SUPPLIED DATA
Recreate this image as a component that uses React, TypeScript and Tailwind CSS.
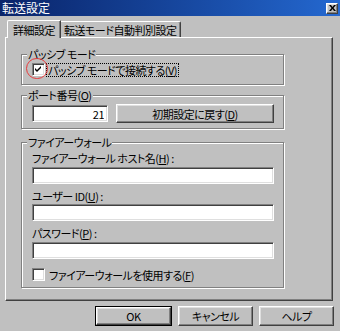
import React from 'react';

const font = 'font-["Noto_Sans_CJK_JP","Noto_Sans",sans-serif] [font-feature-settings:"palt"] tracking-[-0.5px]';

const sunken =
  'border border-t-[#808080] border-l-[#808080] border-r-white border-b-white shadow-[inset_1px_1px_0_#404040,inset_-1px_-1px_0_#dfdfdf]';

const raised =
  'border border-t-white border-l-white border-r-[#404040] border-b-[#404040] shadow-[inset_-1px_-1px_0_#808080,inset_1px_1px_0_#dfdfdf]';

const Key: React.FC<{ k: string }> = ({ k }) => (
  <>
    (<span className="underline underline-offset-1">{k}</span>)
  </>
);

const Checkbox: React.FC<{ checked?: boolean }> = ({ checked }) => (
  <span className={`inline-flex w-[13px] h-[13px] bg-white items-center justify-center shrink-0 ${sunken}`}>
    {checked && (
      <svg width="7" height="7" viewBox="0 0 7 7">
        <path d="M0 2 L2 4 L6 0 L6 2 L2 6 L0 4 Z" fill="#000" />
      </svg>
    )}
  </span>
);

const TextBox: React.FC<{ value?: string; className?: string }> = ({ value = '', className = '' }) => (
  <input
    readOnly
    value={value}
    className={`h-[17px] bg-white px-[3px] text-[11px] outline-none ${font} ${sunken} ${className}`}
  />
);

const Button: React.FC<{ label: React.ReactNode; className?: string; isDefault?: boolean }> = ({
  label,
  className = '',
  isDefault,
}) => {
  const inner = (
    <button className={`w-full h-full flex items-center justify-center bg-[#c0c0c0] ${raised}`}>{label}</button>
  );
  if (isDefault) return <div className={`border border-black ${className}`}>{inner}</div>;
  return <div className={className}>{inner}</div>;
};

const Group: React.FC<{ title: React.ReactNode; className?: string; children: React.ReactNode }> = ({
  title,
  className = '',
  children,
}) => (
  <fieldset
    className={`w-[263px] border border-[#808080] shadow-[inset_1px_1px_0_#fff,1px_1px_0_#fff] ${className}`}
  >
    <legend className="ml-[5px] px-[1px] leading-[12px] bg-[#c0c0c0]">{title}</legend>
    {children}
  </fieldset>
);

export default function App() {
  return (
    <div className={`relative w-[340px] h-[331px] overflow-hidden bg-[#c0c0c0] text-black text-[11px] leading-[12px] ${font}`}>
      {/* Title bar */}
      <div className="h-[16px] flex items-center justify-between bg-linear-to-r from-[#0a246a] to-[#2468d0] pl-[2px] pr-[2px]">
        <span className="text-white text-[12px] leading-[14px] tracking-normal">転送設定</span>
        <span className={`w-[12px] h-[11px] flex items-center justify-center bg-[#c0c0c0] ${raised}`}>
          <svg width="7" height="6" viewBox="0 0 7 6">
            <path d="M0 0 L2 0 L3.5 2 L5 0 L7 0 L4.5 3 L7 6 L5 6 L3.5 4 L2 6 L0 6 L2.5 3 Z" fill="#000" />
          </svg>
        </span>
      </div>

      {/* Tabs */}
      <div className="flex items-end pl-[7px] mt-[4px]">
        <div className="relative z-10 -mb-px h-[18px] px-[5px] flex items-center bg-[#c0c0c0] border-t border-l border-t-white border-l-white rounded-tl-[2px] border-r border-r-[#404040] shadow-[inset_-1px_0_0_#808080]">
          詳細設定
        </div>
        <div className="h-[16px] px-[3px] flex items-center border-t border-t-white border-r border-r-[#404040] shadow-[inset_-1px_0_0_#808080] rounded-tr-[2px]">
          転送モード自動判別設定
        </div>
      </div>

      {/* Tab panel */}
      <div className="mx-[5px] w-[328px] h-[264px] pl-[15px] pt-[10px] border border-t-white border-l-white border-r-[#404040] border-b-[#404040] shadow-[inset_-1px_-1px_0_#808080]">
        <Group title="パッシブ モード">
          <div className="relative flex items-center h-[13px] mt-[3px] mb-[8px] pl-[10px]">
            <Checkbox checked />
            <span className="ml-[2px] px-[1px] outline-1 outline-dotted outline-black">
              パッシブ モードで接続する<Key k="V" />
            </span>
            <span className="absolute left-[4px] top-[-5px] w-[22px] h-[21px] rounded-full border-[1.5px] border-[#e8393a]" />
          </div>
        </Group>

        <Group title={<>ポート番号<Key k="O" /></>} className="mt-[4px]">
          <div className="flex items-center gap-[8px] mt-[3px] mb-[5px] pl-[10px]">
            <TextBox value="21" className="w-[76px] text-right" />
            <Button label={<>初期設定に戻す<Key k="D" /></>} className="w-[158px] h-[19px]" />
          </div>
        </Group>

        <Group title="ファイアーウォール" className="mt-[7px]">
          <div className="flex flex-col pl-[10px] pt-[4px] pb-[6px]">
            <span>ファイアーウォール ホスト名<Key k="H" /> :</span>
            <TextBox className="w-[242px] mt-[3px]" />
            <span className="mt-[6px]">ユーザー ID<Key k="U" /> :</span>
            <TextBox className="w-[242px] mt-[2px]" />
            <span className="mt-[6px]">パスワード<Key k="P" /> :</span>
            <TextBox className="w-[242px] mt-[3px]" />
            <div className="flex items-center h-[13px] mt-[9px]">
              <Checkbox />
              <span className="ml-[4px]">
                ファイアーウォールを使用する<Key k="F" />
              </span>
            </div>
          </div>
        </Group>
      </div>

      {/* Dialog buttons */}
      <div className="flex justify-end gap-[6px] pr-[6px] mt-[5px]">
        <Button label="OK" isDefault className="w-[77px] h-[20px]" />
        <Button label="キャンセル" className="w-[75px] h-[20px]" />
        <Button label="ヘルプ" className="w-[75px] h-[20px]" />
      </div>
    </div>
  );
}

INSTRUCTION
Copy the listing in full and without alteration, omitting every picture.

FINISHED ANSWER
Recreate this image as a component that uses React, TypeScript and Tailwind CSS.
import React from 'react';

const font = 'font-["Noto_Sans_CJK_JP","Noto_Sans",sans-serif] [font-feature-settings:"palt"] tracking-[-0.5px]';

const sunken =
  'border border-t-[#808080] border-l-[#808080] border-r-white border-b-white shadow-[inset_1px_1px_0_#404040,inset_-1px_-1px_0_#dfdfdf]';

const raised =
  'border border-t-white border-l-white border-r-[#404040] border-b-[#404040] shadow-[inset_-1px_-1px_0_#808080,inset_1px_1px_0_#dfdfdf]';

const Key: React.FC<{ k: string }> = ({ k }) => (
  <>
    (<span className="underline underline-offset-1">{k}</span>)
  </>
);

const Checkbox: React.FC<{ checked?: boolean }> = ({ checked }) => (
  <span className={`inline-flex w-[13px] h-[13px] bg-white items-center justify-center shrink-0 ${sunken}`}>
    {checked && (
      <svg width="7" height="7" viewBox="0 0 7 7">
        <path d="M0 2 L2 4 L6 0 L6 2 L2 6 L0 4 Z" fill="#000" />
      </svg>
    )}
  </span>
);

const TextBox: React.FC<{ value?: string; className?: string }> = ({ value = '', className = '' }) => (
  <input
    readOnly
    value={value}
    className={`h-[17px] bg-white px-[3px] text-[11px] outline-none ${font} ${sunken} ${className}`}
  />
);

const Button: React.FC<{ label: React.ReactNode; className?: string; isDefault?: boolean }> = ({
  label,
  className = '',
  isDefault,
}) => {
  const inner = (
    <button className={`w-full h-full flex items-center justify-center bg-[#c0c0c0] ${raised}`}>{label}</button>
  );
  if (isDefault) return <div className={`border border-black ${className}`}>{inner}</div>;
  return <div className={className}>{inner}</div>;
};

const Group: React.FC<{ title: React.ReactNode; className?: string; children: React.ReactNode }> = ({
  title,
  className = '',
  children,
}) => (
  <fieldset
    className={`w-[263px] border border-[#808080] shadow-[inset_1px_1px_0_#fff,1px_1px_0_#fff] ${className}`}
  >
    <legend className="ml-[5px] px-[1px] leading-[12px] bg-[#c0c0c0]">{title}</legend>
    {children}
  </fieldset>
);

export default function App() {
  return (
    <div className={`relative w-[340px] h-[331px] overflow-hidden bg-[#c0c0c0] text-black text-[11px] leading-[12px] ${font}`}>
      {/* Title bar */}
      <div className="h-[16px] flex items-center justify-between bg-linear-to-r from-[#0a246a] to-[#2468d0] pl-[2px] pr-[2px]">
        <span className="text-white text-[12px] leading-[14px] tracking-normal">転送設定</span>
        <span className={`w-[12px] h-[11px] flex items-center justify-center bg-[#c0c0c0] ${raised}`}>
          <svg width="7" height="6" viewBox="0 0 7 6">
            <path d="M0 0 L2 0 L3.5 2 L5 0 L7 0 L4.5 3 L7 6 L5 6 L3.5 4 L2 6 L0 6 L2.5 3 Z" fill="#000" />
          </svg>
        </span>
      </div>

      {/* Tabs */}
      <div className="flex items-end pl-[7px] mt-[4px]">
        <div className="relative z-10 -mb-px h-[18px] px-[5px] flex items-center bg-[#c0c0c0] border-t border-l border-t-white border-l-white rounded-tl-[2px] border-r border-r-[#404040] shadow-[inset_-1px_0_0_#808080]">
          詳細設定
        </div>
        <div className="h-[16px] px-[3px] flex items-center border-t border-t-white border-r border-r-[#404040] shadow-[inset_-1px_0_0_#808080] rounded-tr-[2px]">
          転送モード自動判別設定
        </div>
      </div>

      {/* Tab panel */}
      <div className="mx-[5px] w-[328px] h-[264px] pl-[15px] pt-[10px] border border-t-white border-l-white border-r-[#404040] border-b-[#404040] shadow-[inset_-1px_-1px_0_#808080]">
        <Group title="パッシブ モード">
          <div className="relative flex items-center h-[13px] mt-[3px] mb-[8px] pl-[10px]">
            <Checkbox checked />
            <span className="ml-[2px] px-[1px] outline-1 outline-dotted outline-black">
              パッシブ モードで接続する<Key k="V" />
            </span>
            <span className="absolute left-[4px] top-[-5px] w-[22px] h-[21px] rounded-full border-[1.5px] border-[#e8393a]" />
          </div>
        </Group>

        <Group title={<>ポート番号<Key k="O" /></>} className="mt-[4px]">
          <div className="flex items-center gap-[8px] mt-[3px] mb-[5px] pl-[10px]">
            <TextBox value="21" className="w-[76px] text-right" />
            <Button label={<>初期設定に戻す<Key k="D" /></>} className="w-[158px] h-[19px]" />
          </div>
        </Group>

        <Group title="ファイアーウォール" className="mt-[7px]">
          <div className="flex flex-col pl-[10px] pt-[4px] pb-[6px]">
            <span>ファイアーウォール ホスト名<Key k="H" /> :</span>
            <TextBox className="w-[242px] mt-[3px]" />
            <span className="mt-[6px]">ユーザー ID<Key k="U" /> :</span>
            <TextBox className="w-[242px] mt-[2px]" />
            <span className="mt-[6px]">パスワード<Key k="P" /> :</span>
            <TextBox className="w-[242px] mt-[3px]" />
            <div className="flex items-center h-[13px] mt-[9px]">
              <Checkbox />
              <span className="ml-[4px]">
                ファイアーウォールを使用する<Key k="F" />
              </span>
            </div>
          </div>
        </Group>
      </div>

      {/* Dialog buttons */}
      <div className="flex justify-end gap-[6px] pr-[6px] mt-[5px]">
        <Button label="OK" isDefault className="w-[77px] h-[20px]" />
        <Button label="キャンセル" className="w-[75px] h-[20px]" />
        <Button label="ヘルプ" className="w-[75px] h-[20px]" />
      </div>
    </div>
  );
}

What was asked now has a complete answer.